Our yard is very small; a small city lot that doesn’t allow for a lot of space for plants. Since our space is limited, I have made a vow rid myself of as much grass as possible, and fill the space with productive plants. With the space we have, this can require some creativity and planning.
It’s amazing what we have already been able to pack into our yard, including apple trees, a plum tree, romance cherry bushes, elderberries, raspberries, strawberries, a flower garden, and three raised vegetable garden beds. We built the most recent bed a couple weeks ago. For less mechanically inclined, raised garden bed kits are the way to go.
Raised garden beds – straw bale
I love having the raised beds which prevent the encroachment of grass and make weeding much easier. We built our most recent garden bed last week, and instead of hauling bag after bag of dirt to fill it, we decided to try our hand at straw bale gardening There are many books available for this type of gardening that explain the process in detail, but overall it’s very simple.

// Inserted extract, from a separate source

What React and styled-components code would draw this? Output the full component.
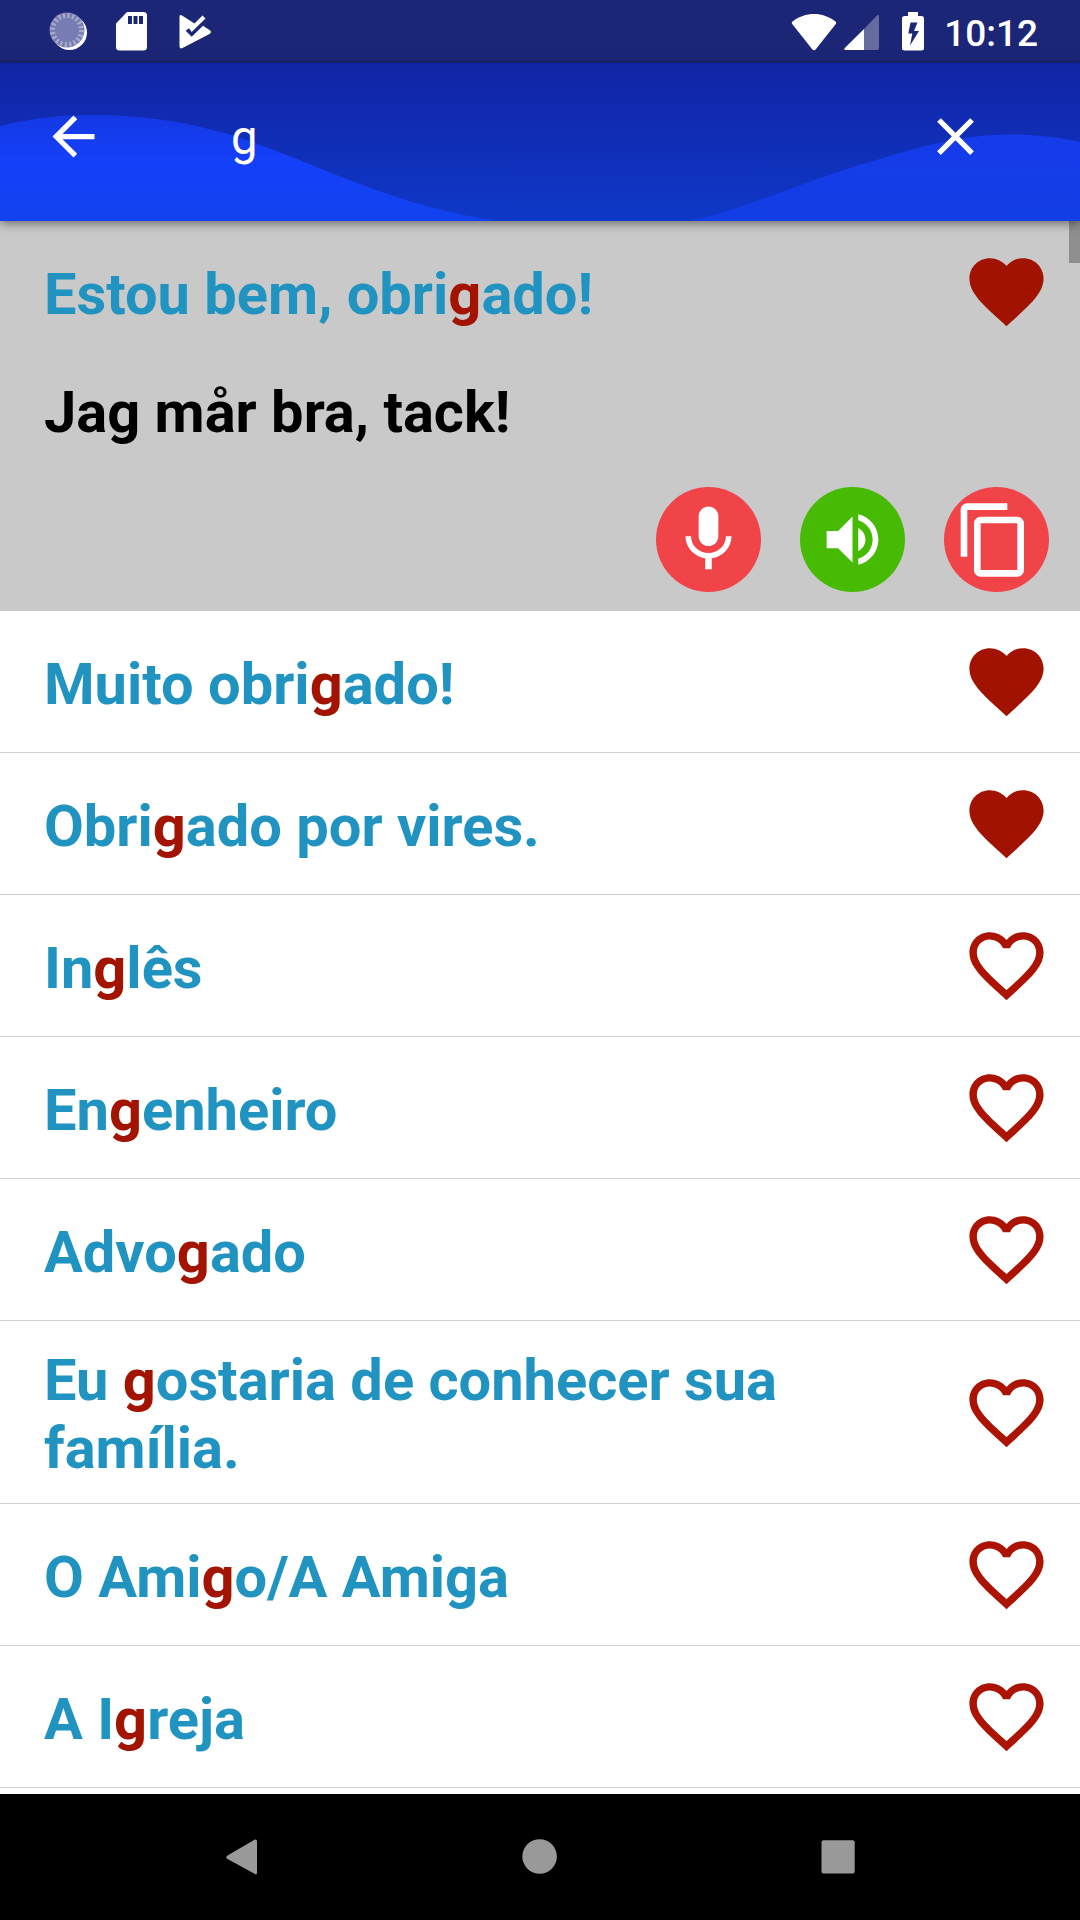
import React from 'react'
import styled, { createGlobalStyle } from 'styled-components'

const GlobalStyle = createGlobalStyle`
  * {
    box-sizing: border-box;
  }
  body {
    margin: 0;
    background: #fff;
    font-family: Roboto, 'Liberation Sans', sans-serif;
  }
  svg {
    display: block;
    flex: none;
  }
`;

const Screen = styled.div`
  display: flex;
  flex-direction: column;
  width: 1080px;
  height: 1920px;
  overflow: hidden;
  background: #fff;
`;

const StatusBar = styled.header`
  display: flex;
  flex: none;
  align-items: center;
  justify-content: space-between;
  height: 63px;
  padding: 0 42px 0 49px;
  background: #1c2677;
`;

const StatusGroup = styled.div`
  display: flex;
  align-items: center;
  gap: ${({ $gap }) => $gap}px;
`;

const BatteryIcon = styled.svg`
  margin-left: 15px;
`;

const Clock = styled.span`
  margin-left: 13px;
  padding-top: 3px;
  color: #fff;
  font-size: 37px;
  font-weight: 500;
  line-height: 43px;
`;

const AppBar = styled.div`
  position: relative;
  z-index: 1;
  display: flex;
  flex: none;
  align-items: center;
  height: 158px;
  padding: 0 93px 12px 42px;
  background: linear-gradient(#1124a5, #0f38c8);
  box-shadow: 0 2px 10px rgba(0, 0, 0, 0.5);
`;

const Waves = styled.svg`
  position: absolute;
  top: 0;
  left: 0;
`;

const BarButton = styled.button`
  position: relative;
  padding: 0;
  border: 0;
  background: none;
`;

const Query = styled.div`
  position: relative;
  flex: 1;
  padding: 3px 0 0 126px;
  color: #fff;
  font-size: 47.25px;
  line-height: 56px;
`;

const List = styled.main`
  position: relative;
  flex: 1;
  min-height: 0;
  overflow: hidden;
`;

const ScrollThumb = styled.div`
  position: absolute;
  top: 0;
  right: 0;
  width: 11px;
  height: 42px;
  background: #8f8f8f;
`;

const Expanded = styled.section`
  height: 390px;
  background: #c9c9c9;
`;

const Row = styled.div`
  display: flex;
  align-items: center;
  justify-content: space-between;
  min-height: ${({ $divided }) => ($divided ? 142 : 141)}px;
  padding: 23px 29px 23px 44px;
  border-bottom: ${({ $divided }) => ($divided ? '1px solid #d2d2d2' : '0')};

  svg {
    margin: -20px 0;
  }
`;

const Phrase = styled.p`
  width: 800px;
  margin: 0 0 -2px;
  padding-top: 2px;
  color: #2193c0;
  font-size: 57.8px;
  font-weight: 700;
  line-height: 68px;
`;

const Match = styled.span`
  color: #a31400;
`;

const Translation = styled(Phrase)`
  margin: 0;
  padding: 16px 0 0 44px;
  color: #000;
`;

const Actions = styled.div`
  display: flex;
  justify-content: flex-end;
  gap: 39px;
  padding: 41px 31px 0 0;
`;

const RoundButton = styled.button`
  display: flex;
  align-items: center;
  justify-content: center;
  width: 105px;
  height: 105px;
  padding: 0 ${({ $shift }) => $shift || 0}px 0 0;
  border: 0;
  border-radius: 50%;
  background: ${({ $color }) => $color};
`;

const NavBar = styled.nav`
  display: flex;
  flex: none;
  align-items: center;
  justify-content: center;
  gap: 250px;
  height: 126px;
  background: #000;
`;

const paths = {
  back: 'M20 11H7.83l5.59-5.59L12 4l-8 8 8 8 1.41-1.41L7.83 13H20v-2z',
  close: 'M19 6.41L17.59 5 12 10.59 6.41 5 5 6.41 10.59 12 5 17.59 6.41 19 12 13.41 17.59 19 19 17.59 13.41 12z',
  mic: 'M12 14c1.66 0 2.99-1.34 2.99-3L15 5c0-1.66-1.34-3-3-3S9 3.34 9 5v6c0 1.66 1.34 3 3 3zm5.3-3c0 3-2.54 5.1-5.3 5.1S6.7 14 6.7 11H5c0 3.41 2.72 6.23 6 6.72V21h2v-3.28c3.28-.48 6-3.3 6-6.72h-1.7z',
  volume: 'M3 9v6h4l5 5V4L7 9H3zm13.5 3c0-1.77-1.02-3.29-2.5-4.03v8.05c1.48-.73 2.5-2.25 2.5-4.02zM14 3.23v2.06c2.89.86 5 3.54 5 6.71s-2.11 5.85-5 6.71v2.06c4.01-.91 7-4.49 7-8.77s-2.99-7.86-7-8.77z',
  copy: 'M16 1H4c-1.1 0-2 .9-2 2v14h2V3h12V1zm3 4H8c-1.1 0-2 .9-2 2v14c0 1.1.9 2 2 2h11c1.1 0 2-.9 2-2V7c0-1.1-.9-2-2-2zm0 16H8V7h11v14z',
  heart: 'M12 21.35l-1.45-1.32C5.4 15.36 2 12.28 2 8.5 2 5.42 4.42 3 7.5 3c1.74 0 3.41.81 4.5 2.09C13.09 3.81 14.76 3 16.5 3 19.58 3 22 5.42 22 8.5c0 3.78-3.4 6.86-8.55 11.54L12 21.35z',
  heartOutline: 'M16.5 3c-1.74 0-3.41.81-4.5 2.09C10.91 3.81 9.24 3 7.5 3 4.42 3 2 5.42 2 8.5c0 3.78 3.4 6.86 8.55 11.54L12 21.35l1.45-1.32C18.6 15.36 22 12.28 22 8.5 22 5.42 19.58 3 16.5 3zm-4.4 15.55l-.1.1-.1-.1C7.14 14.24 4 11.39 4 8.5 4 6.5 5.5 5 7.5 5c1.54 0 3.04.99 3.57 2.36h1.87C13.46 5.99 14.96 5 16.5 5c2 0 3.5 1.5 3.5 3.5 0 2.89-3.14 5.74-7.9 10.05z',
}

const Icon = ({ name, size, color = '#fff' }) => (
  <svg width={size} height={size} viewBox="0 0 24 24" fill={color}>
    <path d={paths[name]} />
  </svg>
)

const Heart = ({ filled }) => (
  <Icon name={filled ? 'heart' : 'heartOutline'} size={89} color={filled ? '#a11300' : '#ab1403'} />
)

// [before, matched letter, after]
const rows = [
  { text: ['Muito obri', 'g', 'ado!'], filled: true },
  { text: ['Obri', 'g', 'ado por vires.'], filled: true },
  { text: ['In', 'g', 'lês'] },
  { text: ['En', 'g', 'enheiro'] },
  { text: ['Advo', 'g', 'ado'] },
  { text: ['Eu ', 'g', 'ostaria de conhecer sua família.'] },
  { text: ['O Ami', 'g', 'o/A Amiga'] },
  { text: ['A I', 'g', 'reja'] },
]

const Highlighted = ({ text }) => (
  <Phrase>{text[0]}<Match>{text[1]}</Match>{text[2]}</Phrase>
)

const StatusIcons = () => (
  <StatusBar>
    <StatusGroup $gap={28}>
      <svg width="39" height="40" viewBox="0 0 39 40">
        <circle cx="20.5" cy="20.5" r="17.5" fill="#fff" />
        <circle cx="18" cy="18" r="17.5" fill="#777cb2" />
        <circle cx="18" cy="18" r="14.5" fill="none" stroke="#a9abcb" strokeWidth="5" strokeDasharray="2.2 2.355" />
      </svg>
      <svg width="31" height="39" viewBox="0 0 31 39">
        <path fill="#fff" fillRule="evenodd" d="M11 0h16.500q3.500 0 3.500 3.500v31.500q0 3.500-3.500 3.500h-24q-3.500 0-3.500-3.500V11.500zM12 4v8h4V4zm5.500 0v8h4V4zm5.500 0v8h4V4z" />
      </svg>
      <svg width="41" height="36" viewBox="-4 0 41 36">
        <path fill="#fff" d="M.5 2Q1 .3 3 1.500L15.500 9.500l8-8 3 3L12.700 18 10 14.300l-3.300 2.400 6 6L24 11.700l6.500 4.300q3 2 0 4L3.500 34Q.5 35.500.5 32z" />
      </svg>
    </StatusGroup>
    <StatusGroup $gap={7}>
      <svg width="46" height="38" viewBox="0 0 46 38">
        <path fill="#fff" d="M1.500 8.500C14-1.500 32-1.500 44.500 8.500q1.300 1 .3 2.400L25 36q-2 2.500-4 0L1.200 10.900Q.2 9.500 1.500 8.500z" />
      </svg>
      <svg width="36" height="38" viewBox="0 0 36 38">
        <path fill="#666b9f" d="M20 16L33 2.500q2-1.500 2 1V35q0 2-2 2H20z" />
        <path fill="#fff" d="M20 16v21H1.500Q-.5 37 .8 35z" />
      </svg>
      <BatteryIcon width="22" height="39" viewBox="0 0 22 39">
        <path fill="#fff" fillRule="evenodd" d="M6 0h10v4h3.500Q22 4 22 6.500V36q0 2.500-2.500 2.500h-17Q0 38.500 0 36V6.500Q0 4 2.500 4H6zM8.500 10.500L6.300 21.500h4L8 33.500 17 19h-5l3.500-8.500z" />
      </BatteryIcon>
      <Clock>10:12</Clock>
    </StatusGroup>
  </StatusBar>
)

const SearchBar = () => (
  <AppBar>
    <Waves width="1080" height="158" viewBox="0 0 1080 158">
      <defs>
        <linearGradient id="wave" x1="0" y1="50" x2="0" y2="158" gradientUnits="userSpaceOnUse">
          <stop offset="0" stopColor="#1438e2" />
          <stop offset="0.45" stopColor="#1540fa" />
          <stop offset="1" stopColor="#1142ee" />
        </linearGradient>
        <linearGradient id="waveRight" x1="0" y1="70" x2="0" y2="158" gradientUnits="userSpaceOnUse">
          <stop offset="0" stopColor="#163bea" />
          <stop offset="1" stopColor="#123ee4" />
        </linearGradient>
      </defs>
      <path fill="url(#wave)" d="M0 63C32 55 62 52 93 52c44 0 82 5 124 16 84 23 170 76 283 90H0z" />
      <path fill="url(#waveRight)" d="M690 158c60-13 120-43 190-62 64-20 120-34 200-17v79z" />
    </Waves>
    <BarButton aria-label="Back">
      <Icon name="back" size={63} />
    </BarButton>
    <Query>g</Query>
    <BarButton aria-label="Clear">
      <Icon name="close" size={63} />
    </BarButton>
  </AppBar>
)

const App = () => (
  <>
    <GlobalStyle />
    <Screen>
      <StatusIcons />
      <SearchBar />

      <List>
        <Expanded>
          <Row>
            <Highlighted text={['Estou bem, obri', 'g', 'ado!']} />
            <Heart filled />
          </Row>
          <Translation>Jag mår bra, tack!</Translation>
          <Actions>
            <RoundButton $color="#f04448" aria-label="Record">
              <Icon name="mic" size={79} />
            </RoundButton>
            <RoundButton $color="#47ba04" aria-label="Listen">
              <Icon name="volume" size={69} />
            </RoundButton>
            <RoundButton $color="#f04448" $shift={5} aria-label="Copy">
              <Icon name="copy" size={80} />
            </RoundButton>
          </Actions>
        </Expanded>

        {rows.map(({ text, filled }) => (
          <Row key={text.join('')} $divided>
            <Highlighted text={text} />
            <Heart filled={filled} />
          </Row>
        ))}
        <ScrollThumb />
      </List>

      <NavBar>
        <svg width="48" height="48" viewBox="0 0 48 48" fill="#999">
          <path d="M39 8.500v31q0 3-2.500 1.200L9.500 26q-2.500-1.500 0-3.500L36.500 6.800Q39 5.500 39 8.500z" />
        </svg>
        <svg width="48" height="48" viewBox="0 0 48 48" fill="#999">
          <circle cx="23.600" cy="23.500" r="17.300" />
        </svg>
        <svg width="48" height="48" viewBox="0 0 48 48" fill="#999">
          <rect x="7.500" y="7.300" width="33.200" height="33.200" rx="2" />
        </svg>
      </NavBar>
    </Screen>
  </>
)

export default App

To begin we purchased two straw bales from our local landscape store which fit well in our frame. We fertilized and watered the bales for two weeks prior to planting. This begins the composting of the straw within the bale, and heats it up.
Once ready for planting, I cut small holes in the bales to make room and filled with a small amount of dirt in order to support the roots initially and to prevent seeds from dropping too far down into the bale or being eaten by birds. Only a very small amount of dirt is needed.
I planted a couple eggplant starts in one bale, and planted green and yellow zucchini seed in the other. In the extra space in the raised bed below the bales, I planted cucumbers, winter squash, peppers, as well as sprinkled dill seeds around.
The bales did sprout some life of their own as well. Small amounts of grass-like straw seedlings popped up. This is common as there are still some seeds left in the straw. It’s not usually an issue, as these can be trimmed with a scissors once they get too tall. The bales do take on a chia-pet appearance at first. If hay is accidentally used, which contains all the seeds, the sprouting will be significant. One of our bales also sprouted inky-cap mushrooms. This indicates that there is composting happening within the bale and is a sign that the nutrient level is good.
When the year is over, we will break up the composted straw and use this to fill our garden bed, which is much cheaper than hauling bags of soil, and better for the garden as well.